▶ _Prompt_: Quote the whole listing word for word, please.

▶ _Data segment_:
(begin)
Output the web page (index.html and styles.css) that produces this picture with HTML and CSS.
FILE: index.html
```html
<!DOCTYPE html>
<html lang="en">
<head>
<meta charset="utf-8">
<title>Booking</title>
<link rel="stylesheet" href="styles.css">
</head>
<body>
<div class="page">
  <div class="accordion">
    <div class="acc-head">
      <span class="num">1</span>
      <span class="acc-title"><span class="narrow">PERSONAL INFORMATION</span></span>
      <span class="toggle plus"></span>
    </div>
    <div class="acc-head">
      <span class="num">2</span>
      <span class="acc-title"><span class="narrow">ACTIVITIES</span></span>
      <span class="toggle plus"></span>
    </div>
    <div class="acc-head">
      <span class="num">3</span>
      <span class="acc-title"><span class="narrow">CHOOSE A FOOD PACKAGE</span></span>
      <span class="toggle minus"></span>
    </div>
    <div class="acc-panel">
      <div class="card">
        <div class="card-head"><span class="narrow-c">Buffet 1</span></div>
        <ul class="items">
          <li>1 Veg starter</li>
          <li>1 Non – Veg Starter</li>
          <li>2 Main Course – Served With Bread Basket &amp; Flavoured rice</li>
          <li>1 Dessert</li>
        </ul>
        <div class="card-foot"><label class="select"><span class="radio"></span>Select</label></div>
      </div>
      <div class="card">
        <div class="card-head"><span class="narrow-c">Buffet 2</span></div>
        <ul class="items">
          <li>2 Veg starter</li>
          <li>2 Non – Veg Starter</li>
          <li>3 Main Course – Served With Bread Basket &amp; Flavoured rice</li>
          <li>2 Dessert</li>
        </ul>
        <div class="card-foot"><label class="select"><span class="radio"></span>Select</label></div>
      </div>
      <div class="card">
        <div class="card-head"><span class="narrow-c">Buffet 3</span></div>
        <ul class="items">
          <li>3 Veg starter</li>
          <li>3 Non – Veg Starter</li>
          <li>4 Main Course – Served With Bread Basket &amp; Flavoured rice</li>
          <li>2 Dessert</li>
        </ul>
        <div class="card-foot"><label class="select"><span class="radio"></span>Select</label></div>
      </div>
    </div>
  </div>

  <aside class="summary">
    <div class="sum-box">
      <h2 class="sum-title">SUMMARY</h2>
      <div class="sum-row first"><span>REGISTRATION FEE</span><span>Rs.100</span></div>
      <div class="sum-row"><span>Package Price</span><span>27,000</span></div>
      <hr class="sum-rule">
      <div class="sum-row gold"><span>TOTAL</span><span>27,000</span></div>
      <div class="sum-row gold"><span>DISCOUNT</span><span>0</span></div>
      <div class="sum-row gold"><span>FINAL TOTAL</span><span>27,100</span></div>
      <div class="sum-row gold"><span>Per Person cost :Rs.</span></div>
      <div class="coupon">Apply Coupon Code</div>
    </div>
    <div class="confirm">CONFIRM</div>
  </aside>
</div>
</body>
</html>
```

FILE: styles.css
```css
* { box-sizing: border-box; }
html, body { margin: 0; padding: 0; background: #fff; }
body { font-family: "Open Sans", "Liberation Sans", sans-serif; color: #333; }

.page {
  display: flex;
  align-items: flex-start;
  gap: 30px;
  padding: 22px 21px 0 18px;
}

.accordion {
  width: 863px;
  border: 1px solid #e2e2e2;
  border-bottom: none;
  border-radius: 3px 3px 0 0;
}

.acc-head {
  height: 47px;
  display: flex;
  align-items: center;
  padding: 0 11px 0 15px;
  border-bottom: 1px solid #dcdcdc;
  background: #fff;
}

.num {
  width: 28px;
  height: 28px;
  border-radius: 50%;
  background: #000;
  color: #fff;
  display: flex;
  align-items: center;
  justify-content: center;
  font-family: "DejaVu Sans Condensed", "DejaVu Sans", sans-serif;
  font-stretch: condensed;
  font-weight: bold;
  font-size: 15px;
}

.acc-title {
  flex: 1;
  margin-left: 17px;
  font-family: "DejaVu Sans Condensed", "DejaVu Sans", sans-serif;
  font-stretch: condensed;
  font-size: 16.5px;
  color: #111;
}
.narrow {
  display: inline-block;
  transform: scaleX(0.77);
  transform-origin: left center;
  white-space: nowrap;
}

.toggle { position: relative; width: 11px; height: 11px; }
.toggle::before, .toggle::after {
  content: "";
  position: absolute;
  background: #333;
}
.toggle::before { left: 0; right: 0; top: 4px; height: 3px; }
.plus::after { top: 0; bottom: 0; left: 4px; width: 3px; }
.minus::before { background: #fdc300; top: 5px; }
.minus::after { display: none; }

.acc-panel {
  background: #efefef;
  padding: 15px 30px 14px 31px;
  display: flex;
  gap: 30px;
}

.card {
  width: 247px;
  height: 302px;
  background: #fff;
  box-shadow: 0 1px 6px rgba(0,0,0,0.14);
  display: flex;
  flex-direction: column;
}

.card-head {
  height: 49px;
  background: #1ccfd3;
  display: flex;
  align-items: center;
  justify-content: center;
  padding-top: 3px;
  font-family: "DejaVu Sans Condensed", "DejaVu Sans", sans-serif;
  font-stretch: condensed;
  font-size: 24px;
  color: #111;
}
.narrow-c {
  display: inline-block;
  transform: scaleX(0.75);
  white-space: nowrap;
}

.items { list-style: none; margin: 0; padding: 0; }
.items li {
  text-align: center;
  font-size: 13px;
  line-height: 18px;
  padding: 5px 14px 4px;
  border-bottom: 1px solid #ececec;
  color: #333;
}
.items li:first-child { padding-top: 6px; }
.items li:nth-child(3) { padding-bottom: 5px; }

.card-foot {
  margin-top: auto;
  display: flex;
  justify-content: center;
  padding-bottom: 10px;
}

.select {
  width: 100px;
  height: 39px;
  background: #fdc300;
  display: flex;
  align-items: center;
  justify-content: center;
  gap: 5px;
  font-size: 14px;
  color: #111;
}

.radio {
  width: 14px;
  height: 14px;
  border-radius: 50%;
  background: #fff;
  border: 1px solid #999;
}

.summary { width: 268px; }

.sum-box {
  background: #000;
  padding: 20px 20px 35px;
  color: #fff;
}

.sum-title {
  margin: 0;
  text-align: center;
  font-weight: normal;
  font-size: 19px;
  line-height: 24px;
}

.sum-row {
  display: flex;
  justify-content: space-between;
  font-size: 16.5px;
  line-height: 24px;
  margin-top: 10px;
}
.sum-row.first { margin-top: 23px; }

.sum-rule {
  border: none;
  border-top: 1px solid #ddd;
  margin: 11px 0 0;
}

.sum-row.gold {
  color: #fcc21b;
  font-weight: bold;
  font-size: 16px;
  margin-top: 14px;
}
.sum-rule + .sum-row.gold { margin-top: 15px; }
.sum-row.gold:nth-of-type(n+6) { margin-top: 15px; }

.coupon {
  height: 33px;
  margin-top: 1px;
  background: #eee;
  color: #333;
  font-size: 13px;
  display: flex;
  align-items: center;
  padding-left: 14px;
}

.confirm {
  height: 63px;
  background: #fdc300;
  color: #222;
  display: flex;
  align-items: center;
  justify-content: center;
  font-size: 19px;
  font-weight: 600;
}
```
(end)
▶ _Complete output_:
Output the web page (index.html and styles.css) that produces this picture with HTML and CSS.
FILE: index.html
```html
<!DOCTYPE html>
<html lang="en">
<head>
<meta charset="utf-8">
<title>Booking</title>
<link rel="stylesheet" href="styles.css">
</head>
<body>
<div class="page">
  <div class="accordion">
    <div class="acc-head">
      <span class="num">1</span>
      <span class="acc-title"><span class="narrow">PERSONAL INFORMATION</span></span>
      <span class="toggle plus"></span>
    </div>
    <div class="acc-head">
      <span class="num">2</span>
      <span class="acc-title"><span class="narrow">ACTIVITIES</span></span>
      <span class="toggle plus"></span>
    </div>
    <div class="acc-head">
      <span class="num">3</span>
      <span class="acc-title"><span class="narrow">CHOOSE A FOOD PACKAGE</span></span>
      <span class="toggle minus"></span>
    </div>
    <div class="acc-panel">
      <div class="card">
        <div class="card-head"><span class="narrow-c">Buffet 1</span></div>
        <ul class="items">
          <li>1 Veg starter</li>
          <li>1 Non – Veg Starter</li>
          <li>2 Main Course – Served With Bread Basket &amp; Flavoured rice</li>
          <li>1 Dessert</li>
        </ul>
        <div class="card-foot"><label class="select"><span class="radio"></span>Select</label></div>
      </div>
      <div class="card">
        <div class="card-head"><span class="narrow-c">Buffet 2</span></div>
        <ul class="items">
          <li>2 Veg starter</li>
          <li>2 Non – Veg Starter</li>
          <li>3 Main Course – Served With Bread Basket &amp; Flavoured rice</li>
          <li>2 Dessert</li>
        </ul>
        <div class="card-foot"><label class="select"><span class="radio"></span>Select</label></div>
      </div>
      <div class="card">
        <div class="card-head"><span class="narrow-c">Buffet 3</span></div>
        <ul class="items">
          <li>3 Veg starter</li>
          <li>3 Non – Veg Starter</li>
          <li>4 Main Course – Served With Bread Basket &amp; Flavoured rice</li>
          <li>2 Dessert</li>
        </ul>
        <div class="card-foot"><label class="select"><span class="radio"></span>Select</label></div>
      </div>
    </div>
  </div>

  <aside class="summary">
    <div class="sum-box">
      <h2 class="sum-title">SUMMARY</h2>
      <div class="sum-row first"><span>REGISTRATION FEE</span><span>Rs.100</span></div>
      <div class="sum-row"><span>Package Price</span><span>27,000</span></div>
      <hr class="sum-rule">
      <div class="sum-row gold"><span>TOTAL</span><span>27,000</span></div>
      <div class="sum-row gold"><span>DISCOUNT</span><span>0</span></div>
      <div class="sum-row gold"><span>FINAL TOTAL</span><span>27,100</span></div>
      <div class="sum-row gold"><span>Per Person cost :Rs.</span></div>
      <div class="coupon">Apply Coupon Code</div>
    </div>
    <div class="confirm">CONFIRM</div>
  </aside>
</div>
</body>
</html>
```

FILE: styles.css
```css
* { box-sizing: border-box; }
html, body { margin: 0; padding: 0; background: #fff; }
body { font-family: "Open Sans", "Liberation Sans", sans-serif; color: #333; }

.page {
  display: flex;
  align-items: flex-start;
  gap: 30px;
  padding: 22px 21px 0 18px;
}

.accordion {
  width: 863px;
  border: 1px solid #e2e2e2;
  border-bottom: none;
  border-radius: 3px 3px 0 0;
}

.acc-head {
  height: 47px;
  display: flex;
  align-items: center;
  padding: 0 11px 0 15px;
  border-bottom: 1px solid #dcdcdc;
  background: #fff;
}

.num {
  width: 28px;
  height: 28px;
  border-radius: 50%;
  background: #000;
  color: #fff;
  display: flex;
  align-items: center;
  justify-content: center;
  font-family: "DejaVu Sans Condensed", "DejaVu Sans", sans-serif;
  font-stretch: condensed;
  font-weight: bold;
  font-size: 15px;
}

.acc-title {
  flex: 1;
  margin-left: 17px;
  font-family: "DejaVu Sans Condensed", "DejaVu Sans", sans-serif;
  font-stretch: condensed;
  font-size: 16.5px;
  color: #111;
}
.narrow {
  display: inline-block;
  transform: scaleX(0.77);
  transform-origin: left center;
  white-space: nowrap;
}

.toggle { position: relative; width: 11px; height: 11px; }
.toggle::before, .toggle::after {
  content: "";
  position: absolute;
  background: #333;
}
.toggle::before { left: 0; right: 0; top: 4px; height: 3px; }
.plus::after { top: 0; bottom: 0; left: 4px; width: 3px; }
.minus::before { background: #fdc300; top: 5px; }
.minus::after { display: none; }

.acc-panel {
  background: #efefef;
  padding: 15px 30px 14px 31px;
  display: flex;
  gap: 30px;
}

.card {
  width: 247px;
  height: 302px;
  background: #fff;
  box-shadow: 0 1px 6px rgba(0,0,0,0.14);
  display: flex;
  flex-direction: column;
}

.card-head {
  height: 49px;
  background: #1ccfd3;
  display: flex;
  align-items: center;
  justify-content: center;
  padding-top: 3px;
  font-family: "DejaVu Sans Condensed", "DejaVu Sans", sans-serif;
  font-stretch: condensed;
  font-size: 24px;
  color: #111;
}
.narrow-c {
  display: inline-block;
  transform: scaleX(0.75);
  white-space: nowrap;
}

.items { list-style: none; margin: 0; padding: 0; }
.items li {
  text-align: center;
  font-size: 13px;
  line-height: 18px;
  padding: 5px 14px 4px;
  border-bottom: 1px solid #ececec;
  color: #333;
}
.items li:first-child { padding-top: 6px; }
.items li:nth-child(3) { padding-bottom: 5px; }

.card-foot {
  margin-top: auto;
  display: flex;
  justify-content: center;
  padding-bottom: 10px;
}

.select {
  width: 100px;
  height: 39px;
  background: #fdc300;
  display: flex;
  align-items: center;
  justify-content: center;
  gap: 5px;
  font-size: 14px;
  color: #111;
}

.radio {
  width: 14px;
  height: 14px;
  border-radius: 50%;
  background: #fff;
  border: 1px solid #999;
}

.summary { width: 268px; }

.sum-box {
  background: #000;
  padding: 20px 20px 35px;
  color: #fff;
}

.sum-title {
  margin: 0;
  text-align: center;
  font-weight: normal;
  font-size: 19px;
  line-height: 24px;
}

.sum-row {
  display: flex;
  justify-content: space-between;
  font-size: 16.5px;
  line-height: 24px;
  margin-top: 10px;
}
.sum-row.first { margin-top: 23px; }

.sum-rule {
  border: none;
  border-top: 1px solid #ddd;
  margin: 11px 0 0;
}

.sum-row.gold {
  color: #fcc21b;
  font-weight: bold;
  font-size: 16px;
  margin-top: 14px;
}
.sum-rule + .sum-row.gold { margin-top: 15px; }
.sum-row.gold:nth-of-type(n+6) { margin-top: 15px; }

.coupon {
  height: 33px;
  margin-top: 1px;
  background: #eee;
  color: #333;
  font-size: 13px;
  display: flex;
  align-items: center;
  padding-left: 14px;
}

.confirm {
  height: 63px;
  background: #fdc300;
  color: #222;
  display: flex;
  align-items: center;
  justify-content: center;
  font-size: 19px;
  font-weight: 600;
}
```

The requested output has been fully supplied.